The problem with these consultations is that they end up being co-opted by small groups of people (150 is considered a lot, but it is likely fewer than the number that would move into these buildings) with narrow interests that may not be aligned with the city as a whole. For example, the homeowners have a financial interest in bringing up property values, and restricting the supply of new housing in their neighbourhood is a great way of doing this.

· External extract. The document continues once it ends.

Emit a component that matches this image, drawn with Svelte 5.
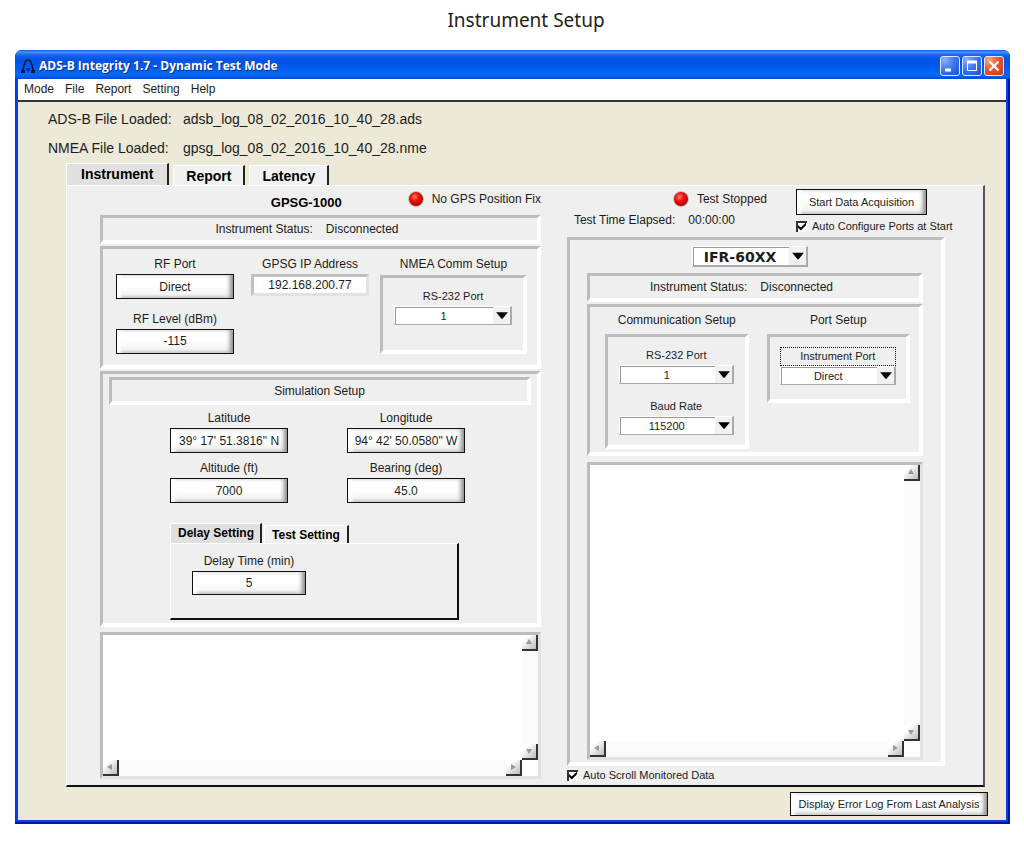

There's a power imbalance when holding council votes on a case-by-case basis because the well-to-do homeowners are the only ones who can show up and lobby councillors. If you need affordable housing, you may not even know where you'll end up living and you don't have the means to attend meetings or launch NSUARB appeals for hypothetical buildings all over the city (and you wouldn't have standing for the NSUARB anyway). You might be able to attend something like HRM by Design, but in the neighbourhood consultations a lot of voices are not heard, even though some people like to suggest we should just add up the yeas and nays as if we were talking about a public vote.
And of course there's the enormous problem that nobody knows what the result of the popularity contest will be until it's resolved. Can the developer built a 40 storey building? 20? 5? Answering that question takes months or years and costs a lot of money.
Some residents might have good things to say and some councillors might do a good job of counter-balancing the one-sidedness of the situation but it is still a bad system. The municipality would be well-served by continuing to move away from this model.